Introduction to the plugin system

The Machinery is built around a plugin model. All features, even the built-in ones, are provided through plugins. You can extend The Machinery by writing your own plugins.

When The Machinery launches, it loads all the plugins named tm_*.dll in its plugins/ folder. If you write your own plugins, name them so that they start with tm_ and put them in this folder, they will be loaded together with the built-in plugins.

The Machinery is organized into individual APIs that can be called to perform specific tasks. A plugin is a DLL that exposes one or several of these APIs. In order to implement its functionality, the plugin may in turn rely on APIs exposed by other plugins.

A central object called the tm_api_registry_api is used to keep track of all the APIs. When you want to use an API from another plugin, you ask the API registry for it. Similarly, you expose your APIs to the world by registering them with the tm_api_registry_api.

This may seem a bit abstract at this point, so let’s look at a concrete example, unicode.h which exposes the tm_unicode_api for encoding and decoding Unicode strings:

// This header has been abridged and commented from the original to make things
// clearer.

// Include standard header.
#include "api_types.h"

// Forward declarations.
struct tm_temp_allocator_i;

// Unicode helper functions.
struct tm_unicode_api
    // Encodes the `codepoint` as UTF-8 into `utf8` and returns a pointer to the
    // position where to insert the next codepoint. `utf8` should have room for at
    // least four bytes (the maximum size of a UTF-8 encoded codepoint).
    uint8_t *(*utf8_encode)(uint8_t *utf8, uint32_t codepoint);

    // Decodes and returns the first codepoint in the UTF-8 string `utf8`. The string
    // pointer is advanced to point to the next codepoint in the string. Will generate
    // an error message if the string is not a UTF-8 string.
    uint32_t (*utf8_decode)(const uint8_t **utf8);

    // ...

// Name of this API in the registry.
#define TM_UNICODE_API_NAME "tm_unicode_api"

Let’s go through this.

First, the code includes api_types.h. This is a shared header with common type declarations. It includes things like <stdbool.h> and <stdint.h> and also defines a few The Machinery specific types, such as tm_vec3_t.

In The Machinery we have a rule that header files can’t include other header files (except for api_types.h). This helps keep compile times down, but it also simplifies the structure of the code. When you read a header file you don’t have to follow a long chain of other header files to understand what is happening.
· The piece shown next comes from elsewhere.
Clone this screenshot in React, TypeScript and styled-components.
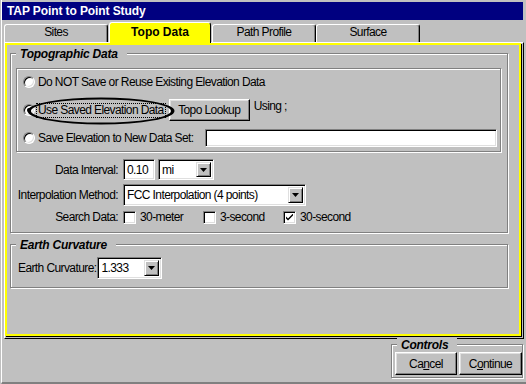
import React from "react";
import styled, { createGlobalStyle, css } from "styled-components";

const GlobalStyle = createGlobalStyle`
  html, body { margin: 0; padding: 0; background: #c0c0c0; }
  body {
    font-family: "Liberation Sans", Arial, sans-serif;
    font-size: 12px;
    letter-spacing: -0.6px;
    color: #000;
  }
  *, *::before, *::after { box-sizing: border-box; }
`;

const raised = css`
  border: 1px solid;
  border-color: #fff #000 #000 #fff;
  box-shadow: inset -1px -1px 0 #808080, inset 1px 1px 0 #dfdfdf;
  background: #c0c0c0;
`;

const sunken = css`
  border: 1px solid;
  border-color: #808080 #fff #fff #808080;
  box-shadow: inset 1px 1px 0 #000, inset -1px -1px 0 #dfdfdf;
  background: #fff;
`;

const Window = styled.div`
  width: 526px;
  height: 384px;
  padding-left: 1px;
  display: flex;
  background: #c0c0c0;
  overflow: hidden;
`;

const Frame = styled.div`
  flex: 1;
  display: flex;
  flex-direction: column;
  border-left: 1px solid #fff;
  border-bottom: 2px solid #808080;
  padding-top: 2px;
`;

const TitleBar = styled.div`
  height: 18px;
  margin-right: 3px;
  background: #000080;
  color: #fff;
  font-weight: bold;
  font-size: 12px;
  letter-spacing: -0.1px;
  line-height: 18px;
  padding-left: 5px;
`;

const TabRow = styled.div`
  display: flex;
  align-items: flex-end;
  height: 20px;
  margin-top: 2px;
  padding-left: 2px;
  position: relative;
  z-index: 1;
`;

const Tab = styled.div<{ $active?: boolean; $w: number; $mr?: number }>`
  width: ${(p) => p.$w}px;
  margin-right: ${(p) => p.$mr ?? 0}px;
  height: ${(p) => (p.$active ? 21 : 18)}px;
  margin-bottom: ${(p) => (p.$active ? -1 : 0)}px;
  padding-top: ${(p) => (p.$active ? 2 : 0)}px;
  background: ${(p) => (p.$active ? "#ffff00" : "#c0c0c0")};
  border-top: 1px solid #fff;
  border-left: 1px solid #fff;
  border-right: 1px solid #000;
  border-radius: 3px 3px 0 0;
  box-shadow: inset -1px 0 0 ${(p) => (p.$active ? "#ffff00" : "#808080")};
  text-align: center;
  font-weight: ${(p) => (p.$active ? "bold" : "normal")};
  letter-spacing: ${(p) => (p.$active ? "0" : "-0.6px")};
  line-height: 15px;
`;

const Panel = styled.div`
  height: 297px;
  margin: 0 2px;
  display: flex;
  border-top: 1px solid #fff;
  border-left: 1px solid #fff;
  border-right: 1px solid #000;
  border-bottom: 1px solid #000;
  padding: 0 2px 2px 0;
`;

const PanelInner = styled.div`
  flex: 1;
  border: 2px solid #ffff00;
  box-shadow: 1px 1px 0 #000;
  display: flex;
  flex-direction: column;
  padding: 8px 11px 0 3px;
`;

const GroupBox = styled.div<{ $mt?: number }>`
  position: relative;
  margin-top: ${(p) => p.$mt ?? 0}px;
  border: 1px solid #808080;
  box-shadow: 1px 1px 0 #fff, inset 1px 1px 0 #fff;
`;

const Legend = styled.span`
  position: absolute;
  top: -7px;
  left: 5px;
  padding: 0 9px 0 4px;
  background: #c0c0c0;
  font-weight: bold;
  font-style: italic;
  font-size: 12px;
  letter-spacing: -0.25px;
  line-height: 14px;
  white-space: nowrap;
`;

const TopoBody = styled.div`
  padding: 14px 6px 8px 5px;
  display: flex;
  flex-direction: column;
`;

const RadioBox = styled.div`
  height: 84px;
  border: 1px solid #808080;
  box-shadow: 1px 1px 0 #fff, inset 1px 1px 0 #fff;
  padding: 2px 0 0 6px;
  display: flex;
  flex-direction: column;
  gap: 6px;
`;

const RadioRow = styled.div`
  position: relative;
  height: 22px;
  display: flex;
  align-items: center;
  line-height: 14px;
`;

const Radio = styled.span<{ $checked?: boolean }>`
  position: relative;
  flex: none;
  width: 12px;
  height: 12px;
  border-radius: 50%;
  background: #fff;
  border: 1px solid;
  border-color: #808080 #fff #fff #808080;
  box-shadow: inset 1px 1px 0 #000, inset -1px -1px 0 #dfdfdf;
  ${(p) =>
    p.$checked &&
    css`
      &::after {
        content: "";
        position: absolute;
        left: 3px;
        top: 3px;
        width: 4px;
        height: 4px;
        border-radius: 50%;
        background: #000;
      }
    `}
`;

const RadioLabel = styled.span<{ $focus?: boolean }>`
  margin-left: ${(p) => (p.$focus ? 1 : 3)}px;
  white-space: nowrap;
  ${(p) =>
    p.$focus &&
    css`
      border: 1px dotted #000;
      padding: 0 1px;
      line-height: 13px;
    `}
`;

const Button = styled.button<{ $w: number; $h?: number }>`
  ${raised};
  width: ${(p) => p.$w}px;
  height: ${(p) => p.$h ?? 23}px;
  flex: none;
  padding: 0;
  font-family: "Liberation Sans", Arial, sans-serif;
  font-size: 12px;
  letter-spacing: -0.6px;
  color: #000;
  line-height: 14px;
`;

const UsingText = styled.span`
  align-self: flex-start;
  margin-left: 4px;
  line-height: 14px;
`;

const TextField = styled.div<{ $w: number; $h: number }>`
  ${sunken};
  flex: none;
  width: ${(p) => p.$w}px;
  height: ${(p) => p.$h}px;
  padding-left: 3px;
  display: flex;
  align-items: center;
`;

const NewSetField = styled(TextField)`
  margin-left: auto;
  margin-right: 3px;
`;

const Ellipse = styled.svg`
  position: absolute;
  left: 4px;
  top: -2px;
  pointer-events: none;
`;

const FormGrid = styled.div`
  margin-top: 7px;
  display: grid;
  grid-template-columns: 102px 1fr;
  column-gap: 5px;
  row-gap: 4px;
  align-items: center;
`;

const FieldLabel = styled.span`
  text-align: right;
  white-space: nowrap;
`;

const Controls = styled.div`
  display: flex;
  align-items: center;
  gap: 3px;
`;

const SelectBox = styled.div<{ $w: number; $h: number }>`
  ${sunken};
  flex: none;
  width: ${(p) => p.$w}px;
  height: ${(p) => p.$h}px;
  padding: 2px 2px 2px 3px;
  display: flex;
  align-items: center;
`;

const SelectValue = styled.span`
  flex: 1;
  white-space: nowrap;
  overflow: hidden;
`;

const ArrowButton = styled.span`
  ${raised};
  border-color: #dfdfdf #000 #000 #dfdfdf;
  box-shadow: inset 1px 1px 0 #fff, inset -1px -1px 0 #808080;
  flex: none;
  width: 15px;
  height: 100%;
  display: flex;
  align-items: center;
  justify-content: center;
`;

const Checks = styled.div`
  display: flex;
  align-items: center;
  height: 13px;
`;

const CheckItem = styled.label<{ $w?: number }>`
  display: flex;
  align-items: center;
  gap: 4px;
  width: ${(p) => (p.$w ? `${p.$w}px` : "auto")};
  white-space: nowrap;
`;

const CheckBox = styled.span`
  ${sunken};
  flex: none;
  width: 13px;
  height: 13px;
  display: flex;
  align-items: center;
  justify-content: center;
`;

const EarthBody = styled.div`
  padding: 12px 0 8px 7px;
  display: flex;
  align-items: center;
  gap: 1px;
`;

const Footer = styled.div`
  display: flex;
  justify-content: flex-end;
  margin-top: 5px;
  padding-right: 3px;
`;

const ControlsGroup = styled(GroupBox)`
  width: 132px;
  height: 34px;
  padding: 7px 0 0 3px;
  display: flex;
  gap: 2px;
`;

const Arrow = () => (
  <svg width="7" height="4" viewBox="0 0 7 4">
    <path d="M0 0H7L3.5 4Z" fill="#000" />
  </svg>
);

const Select = ({ w, h, value }: { w: number; h: number; value: string }) => (
  <SelectBox $w={w} $h={h}>
    <SelectValue>{value}</SelectValue>
    <ArrowButton>
      <Arrow />
    </ArrowButton>
  </SelectBox>
);

const Check = ({ label, checked, w }: { label: string; checked?: boolean; w?: number }) => (
  <CheckItem $w={w}>
    <CheckBox>
      {checked && (
        <svg width="7" height="7" viewBox="0 0 7 7">
          <path d="M0 2.5L0 4.5L2 6.5L7 1.5L7 -0.5L2 4.5Z" fill="#000" />
        </svg>
      )}
    </CheckBox>
    {label}
  </CheckItem>
);

export default function App() {
  return (
    <>
      <GlobalStyle />
      <Window>
        <Frame>
          <TitleBar>TAP Point to Point Study</TitleBar>
          <TabRow>
            <Tab $w={104} $mr={1}>Sites</Tab>
            <Tab $w={102} $mr={1} $active>
              Topo Data
            </Tab>
            <Tab $w={104}>Path Profile</Tab>
            <Tab $w={104}>Surface</Tab>
          </TabRow>
          <Panel>
            <PanelInner>
              <GroupBox>
                <Legend>Topographic Data</Legend>
                <TopoBody>
                  <RadioBox>
                    <RadioRow>
                      <Radio />
                      <RadioLabel>Do NOT Save or Reuse Existing Elevation Data</RadioLabel>
                    </RadioRow>
                    <RadioRow>
                      <Radio $checked />
                      <RadioLabel $focus>Use Saved Elevation Data</RadioLabel>
                      <Button $w={81} $h={22} style={{ marginLeft: 3 }}>
                        Topo Lookup
                      </Button>
                      <UsingText>Using ;</UsingText>
                      <Ellipse width="148" height="28" viewBox="0 0 148 28">
                        <path
                          fillRule="evenodd"
                          fill="#000"
                          d="M0.5 14a73.5 13.5 0 1 0 147 0a73.5 13.5 0 1 0 -147 0Z M4 14a70 11.6 0 1 0 140 0a70 11.6 0 1 0 -140 0Z"
                        />
                      </Ellipse>
                    </RadioRow>
                    <RadioRow>
                      <Radio />
                      <RadioLabel>Save Elevation to New Data Set:</RadioLabel>
                      <NewSetField $w={292} $h={18} />
                    </RadioRow>
                  </RadioBox>
                  <FormGrid>
                    <FieldLabel>Data Interval:</FieldLabel>
                    <Controls>
                      <TextField $w={32} $h={21}>0.10</TextField>
                      <Select w={56} h={21} value="mi" />
                    </Controls>
                    <FieldLabel>Interpolation Method:</FieldLabel>
                    <Controls>
                      <Select w={183} h={22} value="FCC Interpolation (4 points)" />
                    </Controls>
                    <FieldLabel>Search Data:</FieldLabel>
                    <Checks>
                      <Check label="30-meter" w={80} />
                      <Check label="3-second" w={80} />
                      <Check label="30-second" checked />
                    </Checks>
                  </FormGrid>
                </TopoBody>
              </GroupBox>
              <GroupBox $mt={11}>
                <Legend>Earth Curvature</Legend>
                <EarthBody>
                  <span>Earth Curvature:</span>
                  <Select w={65} h={22} value="1.333" />
                </EarthBody>
              </GroupBox>
            </PanelInner>
          </Panel>
          <Footer>
            <ControlsGroup>
              <Legend>Controls</Legend>
              <Button $w={62}>
                Ca<u>n</u>cel
              </Button>
              <Button $w={63}>
                C<u>o</u>ntinue
              </Button>
            </ControlsGroup>
          </Footer>
        </Frame>
      </Window>
    </>
  );
}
Next follows a block of forward struct declarations (in this case only one).

Next we have the struct tm_unicode_api that defines the API, followed by the TM_UNICODE_API_NAME, the name of the API that other parts of the code can use to query for this API.

To use this API, you would first use the tm_api_registry_api to query for the API pointer, then using that pointer, call the functions of the API:

struct tm_unicode_api *tm_unicode_api =
    (struct tm_unicode_api *)tm_global_api_registry->get(TM_UNICODE_API_NAME);

tm_unicode_api->utf8_encode(utf8, codepoint);

The different APIs that you can query for and use are documented in their respective header files, and in the apidoc (which is just extracted from the headers). Consult these files for information on how to use the various APIs that are available in The Machinery.

In addition to APIs defined in header files, The Machinery also contains some header files with inline functions that you can include directly into your implementation files. For example math.inl provides common mathematical operations on vectors and matrices, while carray.inl provides a “stretchy-buffer” implementation (i.e. a C version of C++’s std::vector).

Per project plugins

The Engine supports per project plugins through Plugin Assets. A Plugin Asset is an asset in the Asset Browser that holds a plugin.

To create a plugin asset in a particular project, just drop the .dll into the Asset Browser (or use Import…). Every time you open the project, the plugin will be loaded.

Note: For security reasons, if you open a project containing plugins, you will be asked whether you want to allow the plugins to run or not. Plugins aren’t sandboxed, they have full access to your machine. So you should only allow project plugins to run if you trust the author of the plugin.

When selecting a plugin asset in the asset browser the properties tab will show the following:

If you check the ☒ Import when changed checkbox, The Machinery will re-import and reload the plugin every time it detects a change. You can use this to hot-reload your project plugins.

Note: since The Machinery APIs change with each release version, a plugin DLL built for one specific version is unlikely to work with another version. Thus, to open a project with plugin DLLs, you should make sure that your version matches the version the DLL was built for. In the future, when The Machinery is out of beta, we will provide more stable APIs that will work across multiple releases.